When I started with Viewpoint out of college I had endured my share of ‘larger’ software projects.  I say ‘larger’ because when you are snot nosed kid in college taking a semester to build a compiler it feels like a large project.  The late nights, the team of people toiling away on the code, and all of the social events missed as we attempted to get the compiler code to compile…we felt it was a large investment of time and resources.

I learned a lot on that project, but as with all college projects, once the semester was over I would never have to revisit the code base again.

Let’s face it, when you are on a co-op, one is only engaged with a company for maybe a three month period; there is rarely enough time to finish even a small project, let alone start a new one and then go back and make changes to your original project.  Thus, the idea that one might have to support and modify their code at a later point in time was a foreign concept to me leaving college.

Naturally, things quickly changed once I entered the real world.

I’ll put you in my shoes as a young developer: There you are, its 3:30 PM on a Friday.  Your software is crashing for some unknown reason, and you desperately want to be out of the office because it is one of the last weeks of summer.  Nothing has changed in the code.  Sure, you made a minor modification this morning to about a dozen code files, but the software was up most of the day, and now all of the sudden something is very wrong.  Your software is stopping and starting every couple of minutes and you can’t leave until it’s fixed.  You can’t just drop the changes you made this morning because those changes had fixed an even larger problem in the code, and by the way, do you remember where you made all of those changes?  You wrote them down, right?  You are using source control so you could roll back everything you just did, correct?

Picture yourself in a cube with flop sweat all over you realizing this isn’t how you want to run your career for the next 50 years, living in fear of every little minor change you make to a code base.

This is the realization I quickly came to soon after I started supporting some of my own code.  Forget supporting other’s code, this was my own code, I wrote it and it was still acting up on me.  I vowed that day to never live in fear again of modifying my code and not knowing what the results would be.

Fear motivated me to seek out a methodology that would help me avoid these types of situations.  I wanted to know when I was making a code change that change didn’t have an unforeseen ripple effect through the rest of the code base.  For me, TDD provided an avenue to help me avoid these situations by forcing me to generate a full suite of regression tests that I could quickly and easily run against any changes I made and validate I didn’t create any new bugs while fixing the code.

TDD isn’t perfect, and it isn’t free.  Can you make sure all of your test cases exhaust all possible inputs into your system?  What about the time spent developing the regression test suite?  How about the time spent maintaining and fixing the test when you make changes to how your code works?  All of these items have a cost associated with them.

It is near impossible to put a monetary value on the time and money one can save from using TDD.  How do you quantify,

“Because I had regression tests I could run on my code the change I was going to make this morning never made it into the system because it broke all of the tests.  I re-architected the solution, ran the tests, and the new solution hasn’t caused us four hours of downtime.”

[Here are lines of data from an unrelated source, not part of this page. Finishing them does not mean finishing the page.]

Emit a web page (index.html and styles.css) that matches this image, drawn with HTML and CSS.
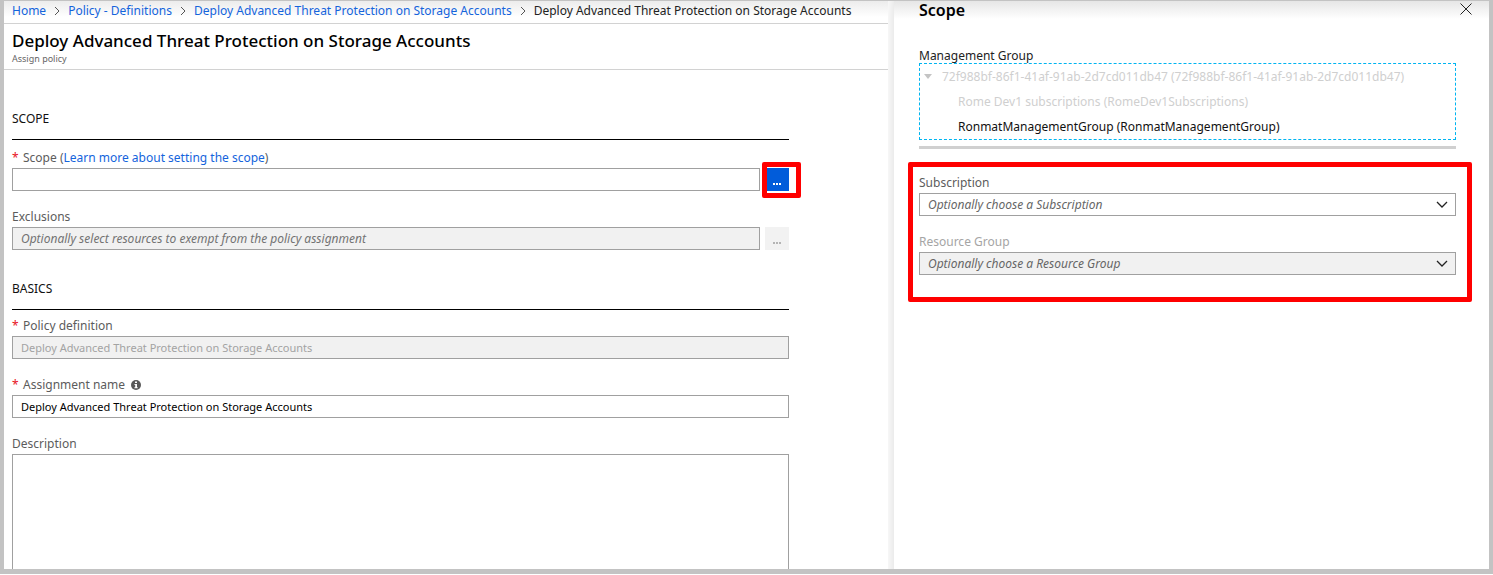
FILE: index.html
```html
<!DOCTYPE html>
<html lang="en">
<head>
<meta charset="utf-8">
<title>Deploy Advanced Threat Protection on Storage Accounts</title>
<link rel="stylesheet" href="styles.css">
</head>
<body>
<div class="frame">
  <main class="blade">
    <nav class="crumbs" aria-label="Breadcrumb">
      <a href="#">Home</a>
      <svg class="sep" viewBox="0 0 6 10"><path d="M1 1l4 4-4 4"/></svg>
      <a href="#">Policy - Definitions</a>
      <svg class="sep" viewBox="0 0 6 10"><path d="M1 1l4 4-4 4"/></svg>
      <a href="#">Deploy Advanced Threat Protection on Storage Accounts</a>
      <svg class="sep" viewBox="0 0 6 10"><path d="M1 1l4 4-4 4"/></svg>
      <span>Deploy Advanced Threat Protection on Storage Accounts</span>
    </nav>
    <header class="blade-header">
      <h1>Deploy Advanced Threat Protection on Storage Accounts</h1>
      <p>Assign policy</p>
    </header>
    <form class="form">
      <section class="section">
        <h2>SCOPE</h2>
        <div class="fields">
          <div class="field">
            <div class="label"><span class="req">*</span><label for="scope">Scope</label>&nbsp;(<a href="#">Learn more about setting the scope</a>)</div>
            <div class="picker">
              <input id="scope" class="box" type="text">
              <div class="marked">
                <button type="button" class="more primary" aria-label="Choose scope"><svg viewBox="0 0 8 2"><path d="M0 0h2v2H0zM3 0h2v2H3zM6 0h2v2H6z"/></svg></button>
                <span class="mark mark-button"></span>
              </div>
            </div>
          </div>
          <div class="field">
            <label class="label" for="exclusions">Exclusions</label>
            <div class="picker">
              <input id="exclusions" class="box" type="text" placeholder="Optionally select resources to exempt from the policy assignment" disabled>
              <button type="button" class="more" aria-label="Choose exclusions" disabled><svg viewBox="0 0 8 2"><path d="M0 0h2v2H0zM3 0h2v2H3zM6 0h2v2H6z"/></svg></button>
            </div>
          </div>
        </div>
      </section>
      <section class="section">
        <h2>BASICS</h2>
        <div class="fields compact">
          <div class="field">
            <label class="label" for="definition"><span class="req">*</span>Policy definition</label>
            <input id="definition" class="box" type="text" value="Deploy Advanced Threat Protection on Storage Accounts" disabled>
          </div>
          <div class="field">
            <label class="label" for="name"><span class="req">*</span>Assignment name
              <svg class="info" viewBox="0 0 10 10"><circle cx="5" cy="5" r="5"/><path d="M4 1.5h2v1.5H4zM3.5 4H6v3.2h.7v1H3.4v-1h.8V5h-.7z"/></svg>
            </label>
            <input id="name" class="box" type="text" value="Deploy Advanced Threat Protection on Storage Accounts">
          </div>
          <div class="field">
            <label class="label" for="description">Description</label>
            <textarea id="description" class="box area"></textarea>
          </div>
        </div>
      </section>
    </form>
  </main>
  <aside class="panel">
    <header class="panel-header">
      <h2>Scope</h2>
      <button type="button" class="close" aria-label="Close"><svg viewBox="0 0 12 12"><path d="M.5.5l11 11M11.5.5l-11 11"/></svg></button>
    </header>
    <div class="panel-body">
      <h3 id="groups">Management Group</h3>
      <ul class="tree" aria-labelledby="groups">
        <li class="root"><svg class="caret" viewBox="0 0 8 5"><path d="M0 0h8L4 5z"/></svg>72f988bf-86f1-41af-91ab-2d7cd011db47 (72f988bf-86f1-41af-91ab-2d7cd011db47)</li>
        <li class="child">Rome Dev1 subscriptions (RomeDev1Subscriptions)</li>
        <li class="child active">RonmatManagementGroup (RonmatManagementGroup)</li>
      </ul>
      <div class="fields choices">
        <div class="field">
          <label class="label" for="subscription">Subscription</label>
          <div class="drop">
            <select id="subscription" class="box"><option>Optionally choose a Subscription</option></select>
            <svg class="chevron" viewBox="0 0 12 7"><path d="M1 1l5 5 5-5"/></svg>
          </div>
        </div>
        <div class="field">
          <label class="label muted" for="group">Resource Group</label>
          <div class="drop">
            <select id="group" class="box" disabled><option>Optionally choose a Resource Group</option></select>
            <svg class="chevron" viewBox="0 0 12 7"><path d="M1 1l5 5 5-5"/></svg>
          </div>
        </div>
        <span class="mark mark-choices"></span>
      </div>
    </div>
  </aside>
</div>
</body>
</html>
```
FILE: styles.css
```css
* { box-sizing: border-box; }
html, body { height: 100%; }
body {
  margin: 0;
  padding-bottom: 1px;
  overflow: hidden;
  background: #fff;
  color: #222;
  font-family: "Noto Sans", "Open Sans", sans-serif;
  font-size: 12px;
}
h1, h2, h3, p, ul { margin: 0; padding: 0; }
ul { list-style: none; }
a { color: #1464dc; text-decoration: none; }
button { padding: 0; border: 0; font: inherit; }
svg { display: block; flex: none; }

.frame {
  display: grid;
  grid-template-columns: minmax(0, 1fr) minmax(0, 601px);
  height: 100%;
  overflow: hidden;
  border: solid #c3c3c3;
  border-width: 1px 4px 5px;
}
.blade { min-width: 0; overflow: hidden; }

.crumbs {
  display: flex;
  align-items: center;
  gap: 8px;
  height: 23px;
  padding: 0 8px 3px;
  border-bottom: 1px solid #d2d2d2;
  background: linear-gradient(#ececec, #fff 16px);
  font-size: 12px;
  white-space: nowrap;
}
.sep { width: 6px; height: 10px; fill: none; stroke: #555; }

.blade-header {
  height: 46px;
  padding: 5px 8px 0;
  border-bottom: 1px solid #d2d2d2;
}
.blade-header h1 { color: #000; font-size: 17px; font-weight: 500; line-height: 24px; }
.blade-header p { color: #666; font-size: 9px; line-height: 12px; }

.form { max-width: 785px; padding: 10px 0 0 8px; }
.section { padding-top: 29px; }
.section h2 {
  padding-bottom: 10px;
  border-bottom: 1px solid #000;
  color: #111;
  font-size: 12px;
  font-weight: 400;
  line-height: 20px;
}
.fields { display: grid; gap: 14px; padding-top: 6px; }
.compact { padding-top: 4px; }
.field { min-width: 0; }
.label {
  display: flex;
  align-items: center;
  height: 22px;
  color: #5c5c5c;
  font-size: 12px;
  white-space: nowrap;
}
.muted { color: #a5a5a5; }
.req { width: 11px; color: #e81123; }
.info { width: 10px; height: 10px; margin: 2px 0 0 6px; fill: #595959; }
.info path { fill: #fff; }

.box {
  display: block;
  width: 100%;
  height: 23px;
  margin: 0;
  padding: 0 8px;
  border: 1px solid #a0a0a0;
  border-radius: 0;
  outline: 0;
  background: #fff;
  color: #000;
  font-family: inherit;
  font-size: 11px;
}
.box:disabled { background: #f1f1f1; color: #a3a3a3; opacity: 1; }
.box:placeholder-shown { font-size: 12px; }
.box::placeholder { color: #737373; font-style: italic; opacity: 1; }
.area { height: 140px; resize: none; }

.picker { display: grid; grid-template-columns: minmax(0, 1fr) 24px; gap: 5px; }
.marked { position: relative; }
.more {
  display: flex;
  align-items: flex-end;
  justify-content: center;
  width: 24px;
  height: 23px;
  padding-bottom: 6px;
  background: #f2f2f2;
}
.more svg { width: 8px; height: 2px; fill: #b4b4b4; }
.primary { background: #015cda; }
.primary svg { fill: #fff; }
.mark {
  position: absolute;
  border: 5px solid #f00;
  border-radius: 2px;
  pointer-events: none;
}
.mark-button { inset: -6px -12px -7px -3px; }
.mark-choices { inset: 13px -16px -27px -11px; }

.panel {
  display: grid;
  grid-template-columns: 6px minmax(0, 1fr);
  grid-template-rows: auto 1fr;
  min-width: 0;
  background: linear-gradient(90deg, #f7f7f7, #ebebeb) 0 0 / 6px 100% no-repeat;
}
.panel > * { grid-column: 2; }
.panel-header {
  display: flex;
  justify-content: space-between;
  align-items: flex-start;
  height: 47px;
  padding: 0 17px 0 25px;
  background: linear-gradient(#e6e6e6, #fff 18px);
}
.panel-header h2 { color: #000; font-size: 16px; font-weight: 600; line-height: 18px; }
.close { margin-top: 2px; background: none; }
.close svg { width: 12px; height: 12px; fill: none; stroke: #222; }
.panel-body { padding: 0 33px 0 25px; }
.panel-body h3 { color: #222; font-size: 12px; font-weight: 400; line-height: 15px; }
.tree {
  border: 1px dashed #00b4f0;
  color: #cfcfcf;
  line-height: 25px;
  white-space: nowrap;
  overflow: hidden;
}
.root { display: flex; align-items: center; gap: 10px; padding-left: 4px; }
.caret { width: 8px; height: 5px; fill: #c4c4c4; }
.child { padding-left: 38px; }
.active { color: #111; }
.choices {
  position: relative;
  margin-top: 6px;
  padding-top: 22px;
  border-top: 3px solid #d0d0d0;
}
.drop { display: grid; align-items: center; }
.drop > * { grid-area: 1 / 1; }
.drop select { appearance: none; color: #666; font-size: 12px; font-style: italic; }
.drop select:disabled { color: #666; }
.chevron {
  justify-self: end;
  width: 12px;
  height: 7px;
  margin-right: 8px;
  fill: none;
  stroke: #222;
  stroke-width: 1.3;
  pointer-events: none;
}
```
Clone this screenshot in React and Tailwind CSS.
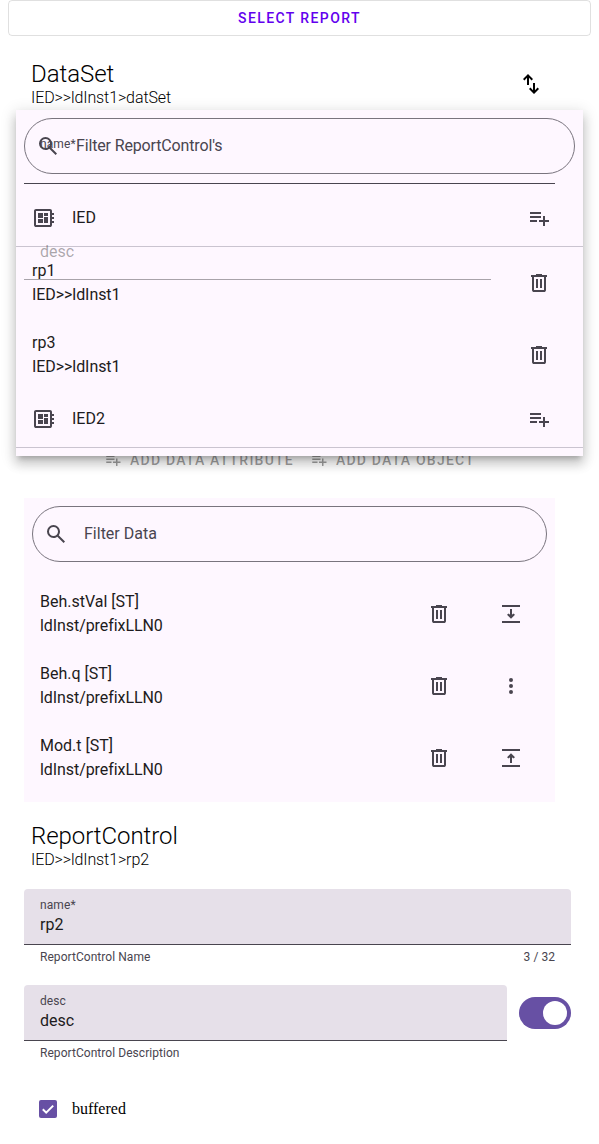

How can one say their design methodology prevented a massive loss of time later down the road when you never experience that loss?  How can you really prove you can save time and energy with TDD?

In my travels so far I haven’t found a convincing argument that the time you spend writing and maintaining test cases saves time and money.  Basically, I have yet to acquire a DeLorean…sure I have the flux capacitor, but I don’t have the car to put it in, drive Back to the Future, and prove that if I didn’t have a regression test suite I would be in a world of hurt six months down the road while attempting to make a minor change.

Sadly, I believe one has to develop flop sweat a couple of times in their career before they will actively seek out a methodology like TDD and start applying it to all of their development endeavors, regardless of the inability to show a future cost savings.